An all-ages talk that offers a good overview to one of the "celebrities" of the whale world. What makes a whale a whale? What is a cetacean? How big is the biggest whale? How long can they hold their breath? This interactive presentation aims to instil a love of the oceans in pupils by introducing them to one of the most charismatic animals on Earth.
Topics covered include classification, evolution, food chains, habitats, adaptations, comparative anatomy and physiology, conservation, and even deep sea exploration!
Participants are invited to take part in a breath-holding competition, impersonate a giant squid, try to out-do a sperm whale at noise making, and squirt glow-in-the-dark giant squid ink.
Where available, cetacean artefacts will be used to highlight key points with attendees being invited to handle them. The talk culminates with a discussion on the impact of ocean plastics and possible solutions to the problem. With a strong pro-STEM and creativity-in-science message, it is hoped that the listeners leave feeling like they can be part of the solution.

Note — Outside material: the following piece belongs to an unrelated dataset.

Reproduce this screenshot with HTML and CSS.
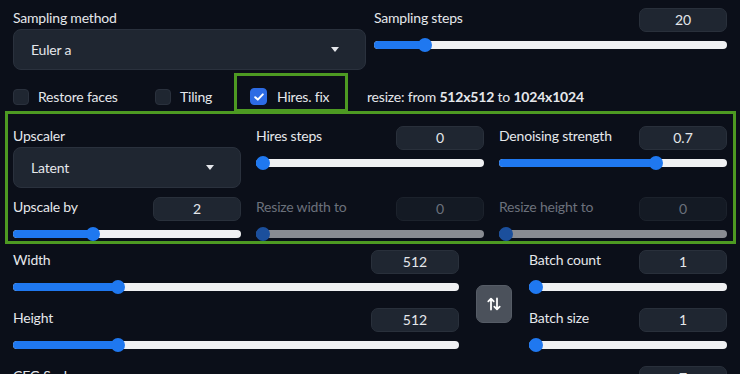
FILE: index.html
```html
<!DOCTYPE html>
<html lang="en">
<head>
    <meta charset="UTF-8">
    <meta name="viewport" content="width=device-width, initial-scale=1.0">
    <title>txt2img settings</title>
    <link rel="stylesheet" href="styles.css">
</head>
<body>
    <div class="page">
        <div class="top">
            <div class="col">
                <span class="lbl">Sampling method</span>
                <div class="dropdown"><span>Euler a</span><span class="caret"></span></div>
            </div>
            <div class="col">
                <div class="field">
                    <div class="field-head"><span class="lbl">Sampling steps</span><span class="num">20</span></div>
                    <div class="slider" style="--p:0.13"><div class="track"><div class="fill"></div></div><div class="thumb"></div></div>
                </div>
            </div>
        </div>

        <div class="checks">
            <div class="check restore"><span class="box"></span><span>Restore faces</span></div>
            <div class="check tiling"><span class="box"></span><span>Tiling</span></div>
            <div class="check hires">
                <span class="box on">
                    <svg width="10" height="8" viewBox="0 0 10 8"><path d="M1.2 4.2 L3.8 6.6 L8.8 1.4" fill="none" stroke="#fff" stroke-width="2" stroke-linecap="round" stroke-linejoin="round"/></svg>
                </span>
                <span>Hires. fix</span>
            </div>
            <div class="resize">resize: from <b>512x512</b> to <b>1024x1024</b></div>
        </div>

        <div class="hires-box">
            <div class="col">
                <span class="lbl">Upscaler</span>
                <div class="dropdown small"><span>Latent</span><span class="caret"></span></div>
            </div>
            <div class="field">
                <div class="field-head"><span class="lbl">Hires steps</span><span class="num">0</span></div>
                <div class="slider" style="--p:0"><div class="track"><div class="fill"></div></div><div class="thumb"></div></div>
            </div>
            <div class="field">
                <div class="field-head"><span class="lbl">Denoising strength</span><span class="num">0.7</span></div>
                <div class="slider" style="--p:0.7"><div class="track"><div class="fill"></div></div><div class="thumb"></div></div>
            </div>
            <div class="field">
                <div class="field-head"><span class="lbl">Upscale by</span><span class="num">2</span></div>
                <div class="slider" style="--p:0.34"><div class="track"><div class="fill"></div></div><div class="thumb"></div></div>
            </div>
            <div class="field disabled">
                <div class="field-head"><span class="lbl">Resize width to</span><span class="num">0</span></div>
                <div class="slider" style="--p:0"><div class="track"><div class="fill"></div></div><div class="thumb"></div></div>
            </div>
            <div class="field disabled">
                <div class="field-head"><span class="lbl">Resize height to</span><span class="num">0</span></div>
                <div class="slider" style="--p:0"><div class="track"><div class="fill"></div></div><div class="thumb"></div></div>
            </div>
        </div>

        <div class="dims">
            <div class="stack wide">
                <div class="field">
                    <div class="field-head"><span class="lbl">Width</span><span class="num">512</span></div>
                    <div class="slider" style="--p:0.227"><div class="track"><div class="fill"></div></div><div class="thumb"></div></div>
                </div>
                <div class="field">
                    <div class="field-head"><span class="lbl">Height</span><span class="num">512</span></div>
                    <div class="slider" style="--p:0.227"><div class="track"><div class="fill"></div></div><div class="thumb"></div></div>
                </div>
            </div>
            <button class="swap" title="Swap width and height">
                <svg width="14" height="14" viewBox="0 0 14 14">
                    <path d="M4 12.5 V1.8 M1.3 4.4 L4 1.6 L6.7 4.4" fill="none" stroke="#fff" stroke-width="1.8" stroke-linecap="round" stroke-linejoin="round"/>
                    <path d="M10 1.5 V12.2 M7.3 9.6 L10 12.4 L12.7 9.6" fill="none" stroke="#fff" stroke-width="1.8" stroke-linecap="round" stroke-linejoin="round"/>
                </svg>
            </button>
            <div class="stack narrow">
                <div class="field">
                    <div class="field-head"><span class="lbl">Batch count</span><span class="num">1</span></div>
                    <div class="slider" style="--p:0"><div class="track"><div class="fill"></div></div><div class="thumb"></div></div>
                </div>
                <div class="field">
                    <div class="field-head"><span class="lbl">Batch size</span><span class="num">1</span></div>
                    <div class="slider" style="--p:0"><div class="track"><div class="fill"></div></div><div class="thumb"></div></div>
                </div>
            </div>
        </div>

        <div class="field cfg">
            <div class="field-head"><span class="lbl">CFG Scale</span><span class="num">7</span></div>
            <div class="slider" style="--p:0.2"><div class="track"><div class="fill"></div></div><div class="thumb"></div></div>
        </div>
    </div>
</body>
</html>
```

FILE: styles.css
```css
body {
    margin: 0;
    background: #0b0f19;
    color: #e5e7eb;
    font-family: Lato, "Noto Sans", sans-serif;
    font-size: 14px;
    letter-spacing: -0.2px;
    overflow: hidden;
}

.page {
    padding: 8px 13px 0;
}

.top {
    display: flex;
    gap: 8px;
}

.top > .col {
    flex: 1;
}

.lbl {
    display: block;
    line-height: 20px;
    white-space: nowrap;
}

.dropdown {
    margin-top: 1px;
    height: 41px;
    box-sizing: border-box;
    background: #1f2631;
    border: 1px solid #2a313d;
    border-radius: 8px;
    display: flex;
    align-items: center;
    justify-content: space-between;
    padding: 0 26px 0 17px;
}

.caret {
    width: 0;
    height: 0;
    border-left: 4.5px solid transparent;
    border-right: 4.5px solid transparent;
    border-top: 5px solid #e5e7eb;
}

/* slider fields */
.field {
    height: 44px;
}

.field-head {
    display: flex;
    justify-content: space-between;
    align-items: flex-start;
    height: 24px;
}

.num {
    width: 88px;
    height: 24px;
    box-sizing: border-box;
    background: #1f2631;
    border: 1px solid #29303b;
    border-radius: 7px;
    text-align: center;
    line-height: 22px;
    font-size: 14px;
    letter-spacing: 0;
}

.slider {
    position: relative;
    height: 14px;
    margin-top: 6px;
}

.track {
    position: absolute;
    left: 0;
    right: 0;
    top: 3px;
    height: 8px;
    border-radius: 4px;
    background: #f0f1f3;
    overflow: hidden;
}

.fill {
    height: 100%;
    width: calc((100% - 14px) * var(--p) + 7px);
    background: #1f78f0;
}

.thumb {
    position: absolute;
    top: 0;
    left: calc((100% - 14px) * var(--p));
    width: 14px;
    height: 14px;
    border-radius: 50%;
    background: #1f78f0;
}

.disabled .lbl {
    color: #6b717c;
}

.disabled .num {
    background: #141a24;
    border-color: #1c222c;
    color: #6b717c;
}

.disabled .track {
    background: #898c92;
}

.disabled .fill,
.disabled .thumb {
    background: #1b4f9c;
}

/* checkbox row */
.checks {
    display: flex;
    align-items: center;
    height: 39px;
    margin-top: 3px;
    white-space: nowrap;
}

.check,
.resize {
    display: flex;
    align-items: center;
    gap: 9px;
    margin-top: 8px;
}

.restore {
    width: 142px;
}

.tiling {
    width: 79px;
}

.hires {
    width: 114px;
    height: 39px;
    box-sizing: border-box;
    margin-top: 0;
    border: 3px solid #4d9a22;
    padding: 8px 13px 0;
    gap: 10px;
}

.box {
    width: 16px;
    height: 16px;
    border-radius: 4px;
    background: #1f2631;
    border: 1px solid #2a313d;
    box-sizing: border-box;
    display: flex;
    align-items: center;
    justify-content: center;
}

.box.on {
    width: 17px;
    height: 17px;
    background: #2d6be4;
    border-color: #2d6be4;
}

.resize {
    display: block;
    margin-left: 19px;
}

.resize b {
    font-weight: 700;
}

/* hires fix options */
.hires-box {
    margin: -1px -9px 0 -8px;
    border: 3px solid #4d9a22;
    padding: 12px 6px 0 5px;
    display: grid;
    grid-template-columns: repeat(3, 1fr);
    column-gap: 15px;
    row-gap: 9px;
}

/* width / height / batch */
.dims {
    display: flex;
    margin-top: 6px;
}

.stack {
    display: flex;
    flex-direction: column;
    gap: 14px;
}

.wide {
    flex: 1;
}

.narrow {
    width: 198px;
}

.swap {
    width: 36px;
    height: 38px;
    margin: 35px 17px 0;
    background: #4b515b;
    border: 1px solid #565c66;
    border-radius: 7px;
    display: flex;
    align-items: center;
    justify-content: center;
    padding: 0;
}

.cfg {
    margin-top: 14px;
}
```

The talk can be easily adapted to meet different needs / ages and information can be altered accordingly should a specific focus or topic need covering.
The cross-curricular nature of this talk is not always obvious; after all it presents itself as a biological discussion of an animal. However, marine life often makes an excellent springboard for leading us into other areas as so many aspects of our lives are intrinsically linked to the oceans. It is important to discussing our relationship with whales and dolphins within a historical context – it is often a misconception that 1) whaling ended hundreds of years ago, 2) the only thing we hunted whales for was meat. To this end, the whale as a resource is discussed with regards whale oil while making explicit links to the material properties of the substances extracted from whales.
While the biology links within this talk are apparent, the talk also discusses states of matter, density, material science, wave propagation and pressure while comparing exploring the deep ocean to exploring space.
This talk was successfully presented to an audience of over 1000 (KS2 to KS4) pupils as part of the Big Bang Fair South East 2016.